The Treaty of Lausanne, signed in 1923, was an agreement between Turkey and the Allied Powers, including Greece, that finalized the terms of their peace after the Turkish War of Independence and resolved issues left unsettled by the earlier Treaty of Sèvres. Here were the main provisions of the Treaty of Lausanne regarding the populations of Turkey and the Allied Powers:

1. Population Exchange: The treaty oversaw a massive population exchange between Greece and Turkey. Approximately 1.5 million Christians (mostly Greeks) living in Turkey were required to leave and settle in Greece, and around 500,000 Muslims (mostly Turks) living in Greece were forced to move to Turkey. This population exchange was intended to reduce tensions and create more homogeneous nation-states.

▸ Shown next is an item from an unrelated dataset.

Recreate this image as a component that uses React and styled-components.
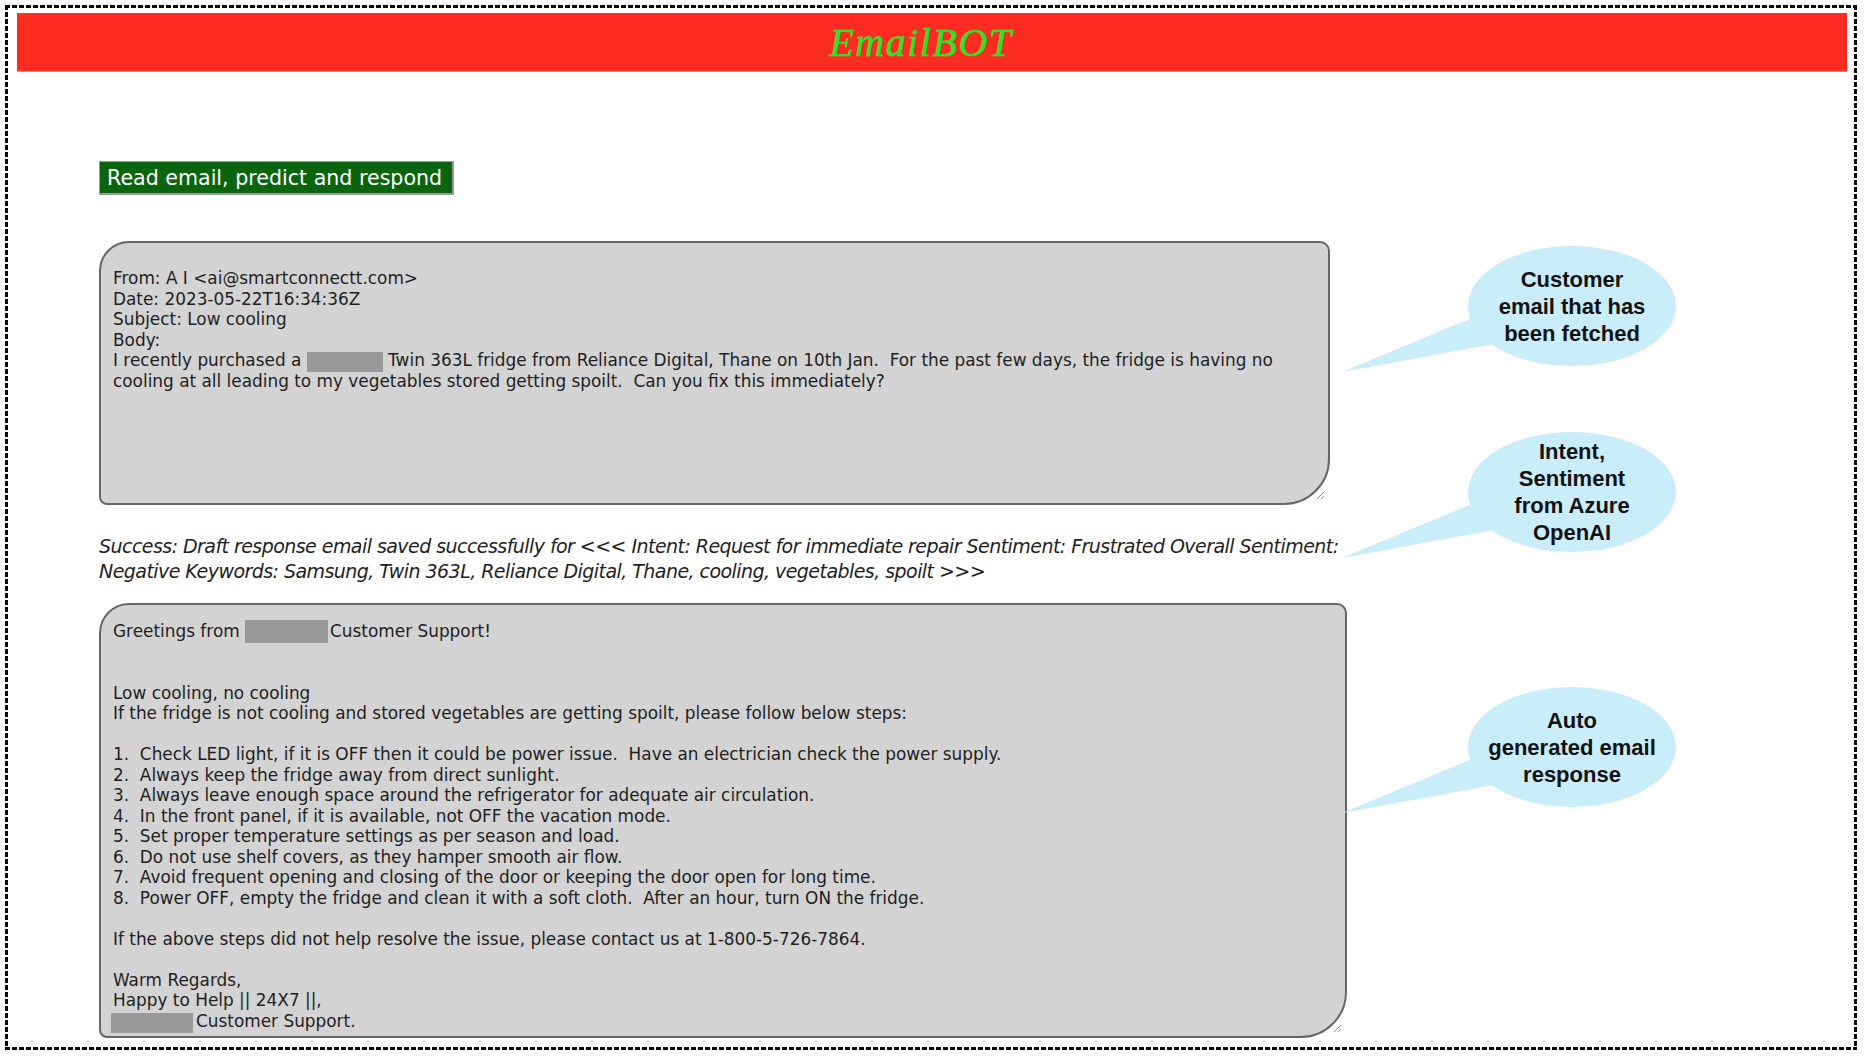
import React from 'react';
import styled, { createGlobalStyle } from 'styled-components';

const GlobalStyle = createGlobalStyle`
  html, body {
    margin: 0;
    padding: 0;
    background: #ffffff;
  }
  body {
    font-family: "DejaVu Sans", Tahoma, sans-serif;
    color: #1e1e1e;
  }
`;

// dashed page frame, drawn with gradients so the dashes stay short
const dash = (dir) => `repeating-linear-gradient(${dir}, #000 0 5px, transparent 5px 7px)`;

const Frame = styled.div`
  margin: 5px;
  width: 1852px;
  height: 1045px;
  box-sizing: border-box;
  padding: 3px;
  background:
    ${dash('90deg')} top left / 100% 3px no-repeat,
    ${dash('90deg')} bottom left / 100% 3px no-repeat,
    ${dash('180deg')} top left / 3px 100% no-repeat,
    ${dash('180deg')} top right / 3px 100% no-repeat;
`;

const Header = styled.header`
  margin: 5px 7px 0 9px;
  height: 58px;
  padding-right: 22px;
  background: #fe2b20;
  border-bottom: 1px solid #ff9089;
  display: flex;
  align-items: center;
  justify-content: center;
`;

const Title = styled.h1`
  margin: 0;
  font-family: "Liberation Serif", serif;
  font-style: italic;
  font-weight: normal;
  font-size: 40px;
  letter-spacing: 1.5px;
  color: #2de22d;
  -webkit-text-stroke: 0.6px #2de22d;
`;

const Main = styled.main`
  padding-left: 91px;
`;

const ActionButton = styled.button`
  display: block;
  margin-top: 89px;
  width: 355px;
  height: 34px;
  box-sizing: border-box;
  padding: 0 0 0 7px;
  text-align: left;
  background: #0b650f;
  color: #ffffff;
  font-family: "DejaVu Sans", Tahoma, sans-serif;
  font-size: 20.6px;
  border: 1px solid #9a9a9a;
  border-right-width: 2px;
  border-bottom-width: 2px;
  cursor: pointer;
`;

const Workspace = styled.div`
  display: flex;
  margin-top: 46px;
`;

const MailColumn = styled.div`
  width: 1248px;
  display: flex;
  flex-direction: column;
  align-items: flex-start;
`;

const MailBox = styled.div`
  position: relative;
  box-sizing: border-box;
  width: ${p => p.$w}px;
  height: ${p => p.$h}px;
  padding: ${p => p.$pt}px 12px 0 12px;
  background: #d3d3d3;
  border: 2px solid #666666;
  border-radius: 30px 10px 46px 8px;
  font-size: 16.9px;
  line-height: 20.5px;
  color: #1e1e1e;
  white-space: pre-wrap;
`;

const Line = styled.div`
  min-height: 20.5px;
`;

const Redacted = styled.span`
  display: inline-block;
  width: ${p => p.$w}px;
  height: ${p => p.$h}px;
  margin: -2px ${p => p.$after || 0}px -6px ${p => p.$before || 0}px;
  background: #9a9a9a;
`;

const ResizeGrip = styled.svg`
  position: absolute;
  right: 3px;
  bottom: 3px;
`;

const StatusText = styled.p`
  margin: 29px 0 20px;
  width: 1248px;
  font-style: italic;
  font-size: 19px;
  letter-spacing: -0.55px;
  line-height: 24.5px;
  color: #1e1e1e;
`;

const CalloutColumn = styled.aside`
  display: flex;
  flex-direction: column;
  margin-left: -5px;
`;

const Callout = styled.div`
  position: relative;
  width: 334px;
  height: 126px;
  margin-top: ${p => p.$mt}px;
  display: flex;
  justify-content: flex-end;
`;

const Bubble = styled.div`
  position: relative;
  z-index: 1;
  width: 208px;
  height: 120px;
  border-radius: 50%;
  background: #c9edfb;
  display: flex;
  align-items: center;
  justify-content: center;
  text-align: center;
  font-family: "Liberation Sans", Arial, sans-serif;
  font-weight: bold;
  font-size: 22px;
  line-height: 27px;
  color: #111111;
`;

const Tail = styled.svg`
  position: absolute;
  left: 0;
  top: 0;
`;

function Grip() {
  return (
    <ResizeGrip width="10" height="10" viewBox="0 0 10 10">
      <path d="M9 2 L2 9 M9 6 L6 9" stroke="#8a8a8a" strokeWidth="1" fill="none" />
    </ResizeGrip>
  );
}

function Note({ mt, children }) {
  return (
    <Callout $mt={mt}>
      <Tail width="160" height="126" viewBox="0 0 160 126">
        <polygon points="0,126 130,72 152,98" fill="#c9edfb" />
      </Tail>
      <Bubble>
        <div>{children}</div>
      </Bubble>
    </Callout>
  );
}

const steps = [
  '1.  Check LED light, if it is OFF then it could be power issue.  Have an electrician check the power supply.',
  '2.  Always keep the fridge away from direct sunlight.',
  '3.  Always leave enough space around the refrigerator for adequate air circulation.',
  '4.  In the front panel, if it is available, not OFF the vacation mode.',
  '5.  Set proper temperature settings as per season and load.',
  '6.  Do not use shelf covers, as they hamper smooth air flow.',
  '7.  Avoid frequent opening and closing of the door or keeping the door open for long time.',
  '8.  Power OFF, empty the fridge and clean it with a soft cloth.  After an hour, turn ON the fridge.',
];

export default function App() {
  return (
    <>
      <GlobalStyle />
      <Frame>
        <Header>
          <Title>EmailBOT</Title>
        </Header>
        <Main>
          <ActionButton>Read email, predict and respond</ActionButton>
          <Workspace>
            <MailColumn>
              <MailBox $w={1231} $h={264} $pt={25}>
                <Line>From: A I &lt;ai@smartconnectt.com&gt;</Line>
                <Line>Date: 2023-05-22T16:34:36Z</Line>
                <Line>Subject: Low cooling</Line>
                <Line>Body:</Line>
                <Line>
                  {'I recently purchased a '}
                  <Redacted $w={76} $h={20} />
                  {' Twin 363L fridge from Reliance Digital, Thane on 10th Jan.  For the past few days, the fridge is having no cooling at all leading to my vegetables stored getting spoilt.  Can you fix this immediately?'}
                </Line>
                <Grip />
              </MailBox>

              <StatusText>
                Success: Draft response email saved successfully for &lt;&lt;&lt; Intent: Request for immediate repair Sentiment: Frustrated Overall Sentiment: Negative Keywords: Samsung, Twin 363L, Reliance Digital, Thane, cooling, vegetables, spoilt &gt;&gt;&gt;
              </StatusText>

              <MailBox $w={1248} $h={435} $pt={16}>
                <Line>
                  {'Greetings from '}
                  <Redacted $w={83} $h={23} $after={2} />
                  {'Customer Support!'}
                </Line>
                <Line />
                <Line />
                <Line>Low cooling, no cooling</Line>
                <Line>If the fridge is not cooling and stored vegetables are getting spoilt, please follow below steps:</Line>
                <Line />
                {steps.map(s => (
                  <Line key={s}>{s}</Line>
                ))}
                <Line />
                <Line>If the above steps did not help resolve the issue, please contact us at 1-800-5-726-7864.</Line>
                <Line />
                <Line>Warm Regards,</Line>
                <Line>Happy to Help || 24X7 ||,</Line>
                <Line>
                  <Redacted $w={82} $h={20} $before={-2} $after={3} />
                  {'Customer Support.'}
                </Line>
                <Grip />
              </MailBox>
            </MailColumn>

            <CalloutColumn>
              <Note mt={5}>
                Customer<br />email that has<br />been fetched
              </Note>
              <Note mt={60}>
                Intent,<br />Sentiment<br />from Azure<br />OpenAI
              </Note>
              <Note mt={129}>
                Auto<br />generated email<br />response
              </Note>
            </CalloutColumn>
          </Workspace>
        </Main>
      </Frame>
    </>
  );
}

2. Protection of Minorities: The treaty included provisions for the protection of minority rights in both Turkey and Greece. Each country agreed to grant full civil and political rights to the remaining mi

In [35]:
query = "How many records did beyonce sell as a solo artist, and with Destiny\'s Child"


response = co.chat(
        model='command-r-plus',
        message=query,
    )
print('Without RAG:\n')
print(response.text)
print('\n')
print('With RAG:\n')
augmented_prompt, source_knowledge = augment_prompt(query, model=model, index=index)
response = co.chat(
        model='command-r-plus',
        message=augmented_prompt,
    )
print(response.text)

Without RAG:

Beyoncé has sold over 200 million records worldwide as a solo artist. With Destiny's Child, they sold over 60 million records worldwide.


With RAG:

As a solo artist, Beyoncé has sold over 118 million records, and with Destiny's Child, she has sold an additional 60 million. This makes her one of the best-selling music artists of all time.